Review by Booklist Review

*Starred Review* A profoundly disturbing tale from CWA Gold and Steel Daggers winner Herron about an insufficiently socialized young woman who was never warned to be careful what she wished for. Twenty-six-year-old Maggie Barnes is, sadly, one of those people you would never look at twice, the kind of person who could vanish from the face of the earth without anyone taking notice. She lives a solitary, more or less hand-to-mouth existence in a London that is singularly bleak. There is an aching absence of color and texture, except for a telltale yellow scarf. Maggie believes she has been recruited for MI5 by a man she meets at a local café. Is this, at last, a chance to make her life matter? Of course not, but for someone as desperate as Maggie to find a way out of the emptiness that engulfs her, there's no choice but to grab what might be a lifeline. For the reader, the gradual realization of what is actually happening to Maggie brings to mind Miranda Grey's ordeal in John Fowles' chilling The Collector (1963). Herron's tight prose is laced with black humor, without one unnecessary word. His mastery of narrative pacing shines in a dim and stifling setting where time is being deliberately held still. Any action is slowed down by the confusion and hesitancy of the characters. Fans who miss the startling and compelling psychological suspense of Ruth Rendell will relish this unsettling tale.--Murphy, Jane Copyright 2018 Booklist

From Booklist, Copyright (c) American Library Association. Used with permission.
Review by Publisher's Weekly Review

At the start of this beautifully written and ingeniously plotted standalone from Herron (Nobody Walks), 26-year-old mail room employee Maggie Barnes is trying hard not to get caught late one night in her 27-story London office building. Harvey Wells, an MI5 agent, has recruited her to upload some spyware on her company's computer network from a flash drive. Adrift in the metropolis, Maggie has zero self-esteem and only the slimmest of personal ties to anyone, so this represents her chance to do something significant. Suffice it to say that her mission goes sideways. What at first appears to be a tale of spycraft and intrigue turns out to be something quite different-a disturbing portrait of contemporary England, with its "drip-drip-drip of sour resentment" (pre- and post-Brexit) and the palpable anomie of London. Most important is the fraught relationship between the pitiable Maggie and the manipulative Harvey, a man of great anger and bitterness. This dark thriller is rife with the deadpan wit and trenchant observation that Herron's readers relish. Agent: Juliet Burton, Juliet Burton Literary Agency (U.K.) (Jan.) © Copyright PWxyz, LLC. All rights reserved.

(c) Copyright PWxyz, LLC. All rights reserved
Review by Library Journal Review

Maggie Barnes is just a down-on-her luck girl in London until she is recruited by MI5 for a special at-home assignment.
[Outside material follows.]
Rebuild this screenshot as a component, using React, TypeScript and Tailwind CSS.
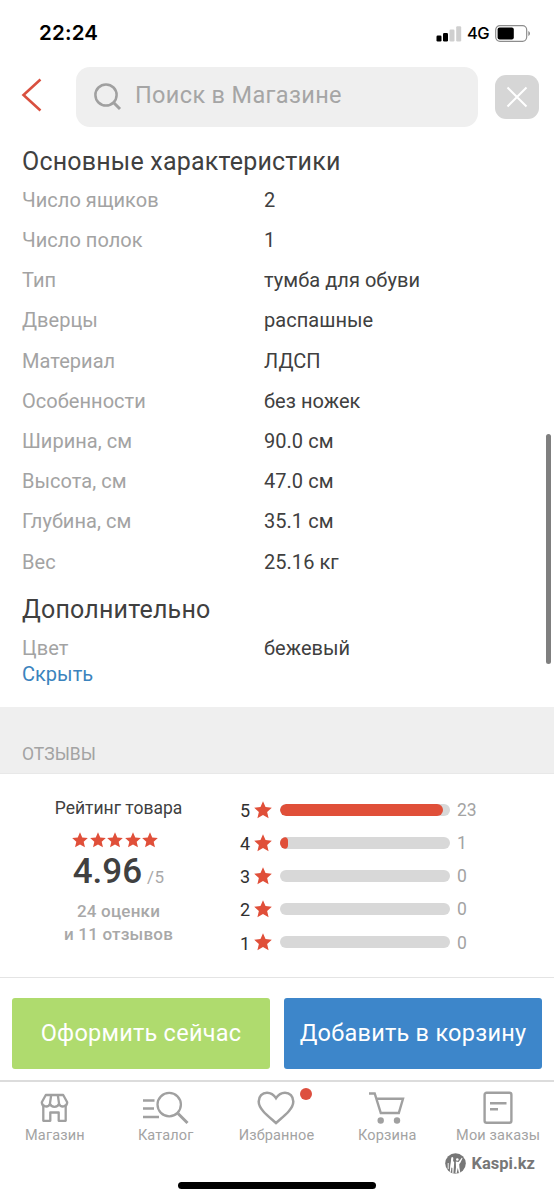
import React from "react";

const specs: [string, string][] = [
  ["Число ящиков", "2"],
  ["Число полок", "1"],
  ["Тип", "тумба для обуви"],
  ["Дверцы", "распашные"],
  ["Материал", "ЛДСП"],
  ["Особенности", "без ножек"],
  ["Ширина, см", "90.0 см"],
  ["Высота, см", "47.0 см"],
  ["Глубина, см", "35.1 см"],
  ["Вес", "25.16 кг"],
];

const ratings = [
  { stars: 5, count: 23, percent: 95.8 },
  { stars: 4, count: 1, percent: 4.8 },
  { stars: 3, count: 0, percent: 0 },
  { stars: 2, count: 0, percent: 0 },
  { stars: 1, count: 0, percent: 0 },
];

function Star({ className }: { className: string }) {
  return (
    <svg viewBox="0 0 20 20" className={className} fill="#e04f39">
      <path d="M10 0.400 12.800 6.800 19.800 7.500 14.600 12.100 16.200 19.200 10 15.500 3.800 19.200 5.400 12.100 0.200 7.500 7.200 6.800Z" />
    </svg>
  );
}

function StatusBar() {
  return (
    <div className="flex h-[67px] shrink-0 items-center justify-between pr-[23px] pl-[39px]">
      <span className="font-['Inter',sans-serif] text-[20.5px] font-semibold tracking-[0.2px] text-black">22:24</span>
      <div className="flex items-center">
        <svg width="26" height="16" viewBox="0 0 26 16">
          <rect x="0.5" y="9.5" width="5" height="6" rx="1.2" fill="#000" />
          <rect x="7" y="7" width="5" height="8.500" rx="1.2" fill="#000" />
          <rect x="13.500" y="3.500" width="5" height="12" rx="1.2" fill="#cfcfcf" />
          <rect x="20.200" y="0.300" width="5" height="15.200" rx="1.2" fill="#cfcfcf" />
        </svg>
        <span className="ml-[5px] w-[28px] font-['Inter',sans-serif] text-[16.5px] font-medium tracking-[-0.5px] text-black">4G</span>
        <svg width="36" height="17" viewBox="0 0 36 17">
          <rect x="0.700" y="0.700" width="31" height="15.600" rx="4.200" fill="none" stroke="#8d8d8d" strokeWidth="1.200" />
          <rect x="2.600" y="2.600" width="16.200" height="11.800" rx="2" fill="#000" />
          <path d="M33.300 6v5c1-.4 1.700-1.400 1.700-2.500s-.7-2.100-1.700-2.500Z" fill="#8d8d8d" />
        </svg>
      </div>
    </div>
  );
}

function SearchHeader() {
  return (
    <div className="flex h-[60px] shrink-0 items-center pr-[15px] pl-[21px]">
      <svg width="21" height="34" viewBox="0 0 21 34" fill="none" stroke="#d9503f" strokeWidth="2.600" className="-mt-[4px]">
        <path d="M19.500 1.500 2.500 17 19.500 32.500" />
      </svg>
      <div className="ml-[34px] flex h-[60px] w-[403px] items-center rounded-[14px] bg-[#efefef] pl-[18px]">
        <svg width="28" height="28" viewBox="0 0 28 28" fill="none" stroke="#a0a0a0" strokeWidth="2.500">
          <circle cx="12" cy="12" r="10.600" />
          <path d="M19.500 19.500 26 26" strokeWidth="3" />
        </svg>
        <span className="-mt-[2px] ml-[13px] text-[23.5px] tracking-[0.35px] whitespace-nowrap text-[#a5a5a5]">Поиск в Магазине</span>
      </div>
      <div className="ml-[17px] flex size-[44px] items-center justify-center rounded-[11px] bg-[#d6d6d6]">
        <svg width="22" height="22" viewBox="0 0 22 22" stroke="#fff" strokeWidth="2">
          <path d="M1.500 1.500 20.500 20.500M20.500 1.500 1.500 20.500" />
        </svg>
      </div>
    </div>
  );
}

function SpecRow({ name, value }: { name: string; value: string }) {
  return (
    <div className="flex h-[40.2px] items-center text-[20px] tracking-[0.04px] whitespace-nowrap">
      <span className="w-[242px] text-[#a3a3a3]">{name}</span>
      <span className="text-[#404040]">{value}</span>
    </div>
  );
}

function Specs() {
  return (
    <section className="flex h-[580px] shrink-0 flex-col pl-[22px] text-[#404040]">
      <h2 className="mt-[17px] h-[36px] text-[25px] leading-[36px] tracking-[0.2px] whitespace-nowrap">Основные характеристики</h2>
      <div className="-mt-[0.2px]">
        {specs.map(([name, value]) => (
          <SpecRow key={name} name={name} value={value} />
        ))}
      </div>
      <h2 className="mt-[10px] h-[36px] text-[25px] leading-[36px] tracking-[0.2px] whitespace-nowrap">Дополнительно</h2>
      <div>
        <SpecRow name="Цвет" value="бежевый" />
      </div>
      <a className="-mt-[7px] text-[20px] leading-[26px] tracking-[0.02px] text-[#3b83bd]">Скрыть</a>
    </section>
  );
}

function Reviews() {
  return (
    <section className="flex h-[204px] shrink-0 border-b border-[#e4e4e4]">
      <div className="flex w-[237px] flex-col items-center">
        <div className="mt-[22px] text-[17.5px] leading-[24px] whitespace-nowrap text-[#404040]">Рейтинг товара</div>
        <div className="mt-[12px] -ml-[7px] flex gap-[1.500px]">
          {[0, 1, 2, 3, 4].map((i) => (
            <Star key={i} className="size-[16px]" />
          ))}
        </div>
        <div className="mt-[4px] flex items-baseline leading-[40px] whitespace-nowrap">
          <span className="text-[35px] font-medium text-[#404040]">4.96</span>
          <span className="ml-[5px] text-[17px] tracking-[0.3px] text-[#a8a8a8]">/5</span>
        </div>
        <div className="mt-[3px] text-center text-[17px] leading-[23px] font-medium tracking-[0.2px] whitespace-nowrap text-[#a8a8a8]">
          24 оценки
          <br />и 11 отзывов
        </div>
      </div>
      <div className="mt-[19px] ml-[3px]">
        {ratings.map(({ stars, count, percent }) => (
          <div key={stars} className="flex h-[33.15px] items-center text-[18px]">
            <span className="mt-[2px] w-[14px] text-[#303030]">{stars}</span>
            <Star className="size-[18px]" />
            <div className="ml-[8px] h-[12px] w-[170px] overflow-hidden rounded-full bg-[#d8d8d8]">
              {percent > 0 && <div className="h-full rounded-full bg-[#e04f39]" style={{ width: `${percent}%` }} />}
            </div>
            <span className="mt-px ml-[7px] text-[17.5px] text-[#a3a3a3]">{count}</span>
          </div>
        ))}
      </div>
    </section>
  );
}

function StoreIcon() {
  return (
    <svg width="29" height="30" viewBox="0 0 29 30" fill="none" stroke="#a0a0a0" strokeWidth="2.300" strokeLinejoin="round">
      <path d="M5.800 2h17.400l4 7.300c0 5-6.700 5.500-8.100 1.500-1.600 4-7.600 4-9.200 0-1.400 4-8.100 3.500-8.100-1.500ZM11.200 2 9.900 10.800M17.800 2 19.100 10.800" />
      <path d="M3.300 13v14.800h7v-8.300h8.400v8.300h7V13" />
    </svg>
  );
}

function CatalogIcon() {
  return (
    <svg width="46" height="34" viewBox="0 0 46 34" fill="none" stroke="#a0a0a0" strokeWidth="2.300">
      <path d="M0 9.500h11.500M0 17.500h11M0 26h16" />
      <circle cx="26.200" cy="13.600" r="11.700" />
      <path d="M35 22.500 44.500 32" strokeWidth="3" />
    </svg>
  );
}

function HeartIcon() {
  return (
    <svg width="38" height="34" viewBox="0 0 38 34" fill="none" stroke="#a0a0a0" strokeWidth="2.500">
      <path d="M19 32C13 26.500 1.700 18.800 1.700 10.500 1.700 5.500 5.300 1.700 10 1.700c3.700 0 6.800 2 9 5.500 2.200-3.500 5.300-5.500 9-5.500 4.700 0 8.300 3.800 8.300 8.800C36.300 18.800 25 26.500 19 32Z" />
    </svg>
  );
}

function CartIcon() {
  return (
    <svg width="36" height="34" viewBox="0 0 36 34" fill="none" stroke="#a0a0a0" strokeWidth="2.400">
      <path d="M0 2.500h5.700l6.100 19.500h18L34 7.800H7.400" />
      <circle cx="11.700" cy="29.500" r="3.200" fill="#a0a0a0" stroke="none" />
      <circle cx="28" cy="29.500" r="3.200" fill="#a0a0a0" stroke="none" />
    </svg>
  );
}

function OrdersIcon() {
  return (
    <svg width="30" height="34" viewBox="0 0 30 34" fill="none" stroke="#a0a0a0" strokeWidth="2.400">
      <rect x="1.600" y="1.800" width="26.800" height="30" rx="2" />
      <path d="M7 12.300h16.500M7 18.200h8" />
    </svg>
  );
}

const tabs = [
  { label: "Магазин", icon: <StoreIcon /> },
  { label: "Каталог", icon: <CatalogIcon /> },
  { label: "Избранное", icon: <HeartIcon />, badge: true },
  { label: "Корзина", icon: <CartIcon /> },
  { label: "Мои заказы", icon: <OrdersIcon /> },
];

function KaspiLogo() {
  return (
    <svg width="21" height="21" viewBox="0 0 21 21">
      <circle cx="10.500" cy="10.500" r="10.300" fill="#777" />
      <path
        d="M6.600 4.200c1-.6 1.900.3 1.700 1.500l-.2 2 1.100 1.700-.3 4.100-.5 6.500H7.300l.1-5-1-.6-.5 4.600-1-.6.300-5.500.7-4.500.2-2.700Z"
        fill="#fff"
      />
      <path d="M10.800 8.500 13.500 9l3.300-4.200.7.400-2 4.300-1.300 1.800.2 3 .9 5.400-1.400.4-1.100-5-1.200 5.300-1.200-.2.600-6Z" fill="#fff" />
      <circle cx="12.300" cy="6.500" r="1.300" fill="#fff" />
      <path d="M3.200 10v6" stroke="#fff" strokeWidth="0.900" />
    </svg>
  );
}

export default function App() {
  return (
    <main className="relative flex h-[1200px] w-[554px] flex-col overflow-hidden bg-white font-['Roboto',sans-serif]">
      <StatusBar />
      <SearchHeader />
      <Specs />
      <div className="h-[67px] shrink-0 border-b border-[#e8e8e8] bg-[#efefef] pt-[34px] pl-[22px] text-[17.5px] leading-[26px] text-[#a3a3a3]">ОТЗЫВЫ</div>
      <Reviews />
      <div className="grid h-[102px] shrink-0 grid-cols-2 gap-[14px] px-[12px] pt-[20px] text-[23.5px] tracking-[0.25px] whitespace-nowrap text-white">
        <button className="flex h-[71px] items-center justify-center rounded-[3px] bg-[#afdb6e]">Оформить сейчас</button>
        <button className="flex h-[71px] items-center justify-center rounded-[3px] bg-[#3d86ca]">Добавить в корзину</button>
      </div>
      <nav className="grid h-[65px] shrink-0 grid-cols-5 border-t-2 border-[#dcdcdc] text-[14.5px] text-[#a3a3a3]">
        {tabs.map(({ label, icon, badge }) => (
          <div key={label} className="relative flex flex-col items-center pt-[9px] pr-px whitespace-nowrap">
            <div className="flex h-[34px] items-center">{icon}</div>
            <span className="mt-[1px] leading-[20px] tracking-[0.15px]">{label}</span>
            {badge && <i className="absolute top-[6px] right-[20px] size-[12px] rounded-full bg-[#dd4f3f]" />}
          </div>
        ))}
      </nav>
      <div className="flex h-[37px] shrink-0 items-center justify-end pr-[19px]">
        <KaspiLogo />
        <span className="mt-[2px] ml-[6px] text-[16.5px] font-bold text-[#777]">Kaspi.kz</span>
      </div>
      <div className="mx-auto h-[7px] w-[198px] shrink-0 rounded-full bg-black" />
      <div className="absolute top-[434px] right-[3px] h-[230px] w-[5px] rounded-full bg-[#7f7f7f]" />
    </main>
  );
}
A complication ensues during the mission and her contact agent decides he must hide her away until it is safe for them to move. At the same time, Maggie takes it upon herself to find her missing sister. She embarks on a relationship with the one person who she suspects knows more than he is letting on. In this succinctly written stand-alone thriller not all is how it is presented; who will survive and who won't? The CWA Gold and Dagger author (Slow Horses; Dead Lions) successfully unfolds his mystery from three different perspectives, creating an atmosphere of page-turning suspense. This use of differing views means that there is not much action; instead, Herron weaves a subtle tale that touches upon various aspects of modern life while focusing exclusively on the decisions and reactions of the main characters. VERDICT Fans of twisty espionage fiction and psychological suspense won't want to put this book down until they find out what exactly happened. [See Prepub Alert, 7/24/17.]-Laura Hiatt, Fort Collins, CO © Copyright 2018. Library Journals LLC, a wholly owned subsidiary of Media Source, Inc. No redistribution permitted.

(c) Copyright Library Journals LLC, a wholly owned subsidiary of Media Source, Inc. No redistribution permitted.
Review by Kirkus Book Review

The latest stand-alone from Herron couldn't be more different from his bustling, often brutally funny series about the government agents at Slough House (Spook Street, 2017, etc.). This pared-down exercise in suspense is just plain brutal."I wish this were like the films," Harvey Wells tells Maggie Barnes, the mouse he's recruited to run a delicate undercover errand for MI5. All Harvey wants Maggie to do is install an eavesdropping program in one of the computers in Quilp House, where she works in the bowels of the post office. And it's for the good of her nation and the world, since the functionaries of Quilp House, it seems, are actually working for the Chinese government. But Harvey can't offer Maggie moment-by-moment instructions or surveillance or backup; if she gets caught or anything goes wrong, she's on her own. This opening movement recalls the recruiting of the suicidal heroine of So Many Steps to Death 60 years ago, but Herron has some fantastical twists in mind that Agatha Christie never dreamed of. Something does go wrong; Maggie does get caught; and although Harvey rescues her, her life as she knows it is essentially over. To say more would spoil some of the surprises planted at regular intervals throughout the hyperextended period following Maggie's single attempt at counterespionage. Suffice it to say that Herron spins a remarkable, if often blankly incredible, tale whose dramatis personae are limited to three characters, one walk-on, and a few others dimly or harshly remembered.Given Herron's outrageous premise, the complications are managed with delicious control. Only the last act stumbles, because the climax is the only part of this story that's remotely predictable. Copyright Kirkus Reviews, used with permission.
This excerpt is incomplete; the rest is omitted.